To ensure that an applicant can answer questions on constitutional interpretation without the possible appearance of improperly prejudging a case, the questions have been taken directly from questions asked, and answered, of U.S. Supreme Court nominees in their confirmation hearings and U.S. Senate Questionnaire. Two of the questions were also taken from the application form used by the Delaware Nominating Commission.
- Please discuss your views on the following criticisms involving “judicial activism.”…It has become the target of both popular and academic criticism that alleges that the judicial branch has usurped many of the prerogatives of other branches and levels of government. Some of the characteristics of this “judicial activism” have been said to include:
- a tendency by the judiciary toward problem-solution rather than grievance-resolution;
- a tendency by the judiciary to employ the individual plaintiff as a vehicle for the imposition of far-reaching orders extending to broad classes of individuals;
- a tendency by the judiciary to impose broad, affirmative duties upon governments and society;
- a tendency by the judiciary toward loosening jurisdictional requirements such as standing and ripeness; and
- a tendency by the judiciary to impose itself upon other institutions in the manner of an administrator with continuing oversight responsibilities.
- What do you believe is the best [Iowa] Supreme Court decision and why?
- What do you believe is the worst [Iowa] Supreme Court decision and why?
- Which current one or two Supreme Court justices do you most identify with and which ones might we expect you to be agreeing with most of the time in the event that you are confirmed?
- Without asking you how you would rule in any particular case, what do you think of affirmative action?
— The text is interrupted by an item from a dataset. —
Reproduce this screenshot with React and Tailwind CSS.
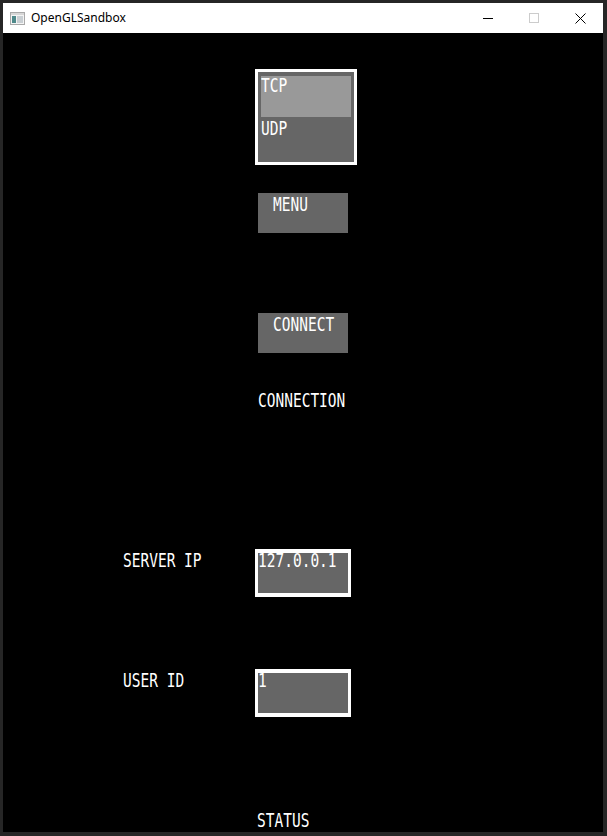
import { useState } from 'react';

function Txt({ children, className = '' }) {
  return (
    <span
      className={`block w-max origin-top-left scale-y-[1.3] whitespace-pre font-['DejaVu_Sans_Mono',monospace] text-[14.5px] leading-none text-white ${className}`}
    >
      {children}
    </span>
  );
}

function TitleBar() {
  return (
    <div className="flex h-[30px] items-center bg-white">
      <svg className="ml-[7px] h-[13px] w-[15px]" viewBox="0 0 15 13">
        <rect x="0.5" y="0.5" width="14" height="12" fill="#f4f4f4" stroke="#a9a9a9" />
        <rect x="1" y="1" width="13" height="2" fill="#d7d7d7" />
        <rect x="2" y="4" width="4" height="7" fill="#4f8a8b" />
        <rect x="7" y="4" width="6" height="7" fill="#c9cfd3" />
      </svg>
      <span className="ml-[6px] font-['Noto_Sans',sans-serif] text-[12px] text-black">OpenGLSandbox</span>
      <div className="ml-auto flex h-full">
        <div className="flex w-[46px] items-center justify-center">
          <div className="h-px w-[10px] bg-black" />
        </div>
        <div className="flex w-[46px] items-center justify-center">
          <div className="h-[10px] w-[10px] border border-[#cccccc]" />
        </div>
        <div className="flex w-[46px] items-center justify-center">
          <svg className="h-[11px] w-[11px]" viewBox="0 0 11 11">
            <path d="M0.5 0.5 L10.5 10.5 M10.5 0.5 L0.5 10.5" stroke="#000" strokeWidth="1" />
          </svg>
        </div>
      </div>
    </div>
  );
}

function InputBox({ value }) {
  return (
    <div className="h-[48px] w-[96px] border-x-[3px] border-y-[4px] border-white bg-[#666666]">
      <div className="-mt-[2px]">
        <Txt>{value}</Txt>
      </div>
    </div>
  );
}

export default function App() {
  const [protocol, setProtocol] = useState('TCP');

  return (
    <div className="flex h-[836px] w-[607px] flex-col bg-[#262626] pb-[4px] pl-[3px] pr-[4px] pt-[3px]">
      <TitleBar />
      <div className="flex flex-1 flex-col bg-black">
        {/* protocol list */}
        <div className="ml-[252px] mt-[36px] h-[96px] w-[102px] border-[3px] border-white bg-[#666666]">
          <div
            onClick={() => setProtocol('TCP')}
            className={`ml-[3px] mt-[4px] h-[41px] w-[90px] ${protocol === 'TCP' ? 'bg-[#999999]' : ''}`}
          >
            <Txt>TCP</Txt>
          </div>
          <div
            onClick={() => setProtocol('UDP')}
            className={`ml-[3px] mt-[2px] h-[41px] w-[90px] ${protocol === 'UDP' ? 'bg-[#999999]' : ''}`}
          >
            <Txt>UDP</Txt>
          </div>
        </div>

        <div className="ml-[255px] mt-[28px] h-[40px] w-[90px] bg-[#666666] pl-[15px] pt-[2px]">
          <Txt>MENU</Txt>
        </div>

        <div className="ml-[255px] mt-[80px] h-[40px] w-[90px] bg-[#666666] pl-[15px] pt-[2px]">
          <Txt>CONNECT</Txt>
        </div>

        <div className="ml-[255px] mt-[38px] h-[15px]">
          <Txt>CONNECTION</Txt>
        </div>

        <div className="mt-[143px] flex items-start">
          <div className="ml-[120px] mt-[2px] w-[132px]">
            <Txt>SERVER IP</Txt>
          </div>
          <InputBox value="127.0.0.1" />
        </div>

        <div className="mt-[72px] flex items-start">
          <div className="ml-[120px] mt-[2px] w-[132px]">
            <Txt>USER ID</Txt>
          </div>
          <InputBox value="1" />
        </div>

        <div className="ml-[254px] mt-[94px] h-[15px]">
          <Txt>STATUS</Txt>
        </div>
      </div>
    </div>
  );
}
Do you believe that affirmative action is a necessary part of our society to date?
- What is an appropriate ‘‘public use’’ for condemning private property?
- Is there a general constitutional right to privacy, and where is the right to privacy, in your opinion, found in the Constitution?
- When the court decides to overrule a previous decision, is it important that it do so outright and in a way that is clear to everyone?
- Do you believe that the Supreme Court overstepped their constitutional authorities when they went beyond the words of the Constitution?
- Do you agree with [President Obama] that the law only takes you the first 25 miles of the marathon and that that last mile has to be decided what’s in the judge’s heart?
- And then you concluded this: ‘‘In short, I accept the proposition that difference will be made by the presence of women and people of color on the bench and that my experiences will affect the facts that I choose to see.’’ You said, ‘‘I don’t know exactly what the difference will be in my judging, but I accept that there will be some based on gender and my [racial] heritage.’’…That is the basis of concern that a lot of people have. Please take the time you need to respond to my question.
- Just so the record is 100 percent clear, what do you believe is the appropriate role of any foreign law in the U.S. courts?
- Now, legal realism. Are you familiar with that term? What does it mean, for someone who may be watching the hearing?
- Would you be considered a strict constructionist, in your own mind? What does ‘‘strict constructionism’’ mean to you?
- Would you be an originalist? What is an originalist?
- Do you believe the Constitution is a living, breathing, evolving document?
- Do you think judges have changed society by some of the landmark decisions in the last 40 years?
- But a lot of us feel that the best way to change society is to go to the ballot box, elect someone, and if they’re not doing it right, get rid of them through the electoral process. And a lot of us are concerned, from the left and the right, that unelected judges are very quick to change society in a way that’s disturbing. Can you understand how people may feel that way?
- Do you believe that the Second Amendment codified a pre-existing right? Or was it a right created by the Constitution?
- If confirmed, would you rely on your cite international foreign law when you decide cases?
- “There are cases in which a judge carries out his role properly by ignoring the prevalent social consensus and becoming a flag bearer of new social consensus.” Or would there be some time you might find that appropriate for the Supreme Court to take a leap like that?
As then-Senator Arlen Specter (R-PA) wrote in his 2000 autobiography Passion for Truth: “In my judgment, the [Commission] should resist, if not refuse to confirm, Supreme Court nominees who refuse to answer questions on fundamental issues.” As would any employer that is hiring, the Commission should reject any applicant that refuses to explain how he or she will actually preform their duties.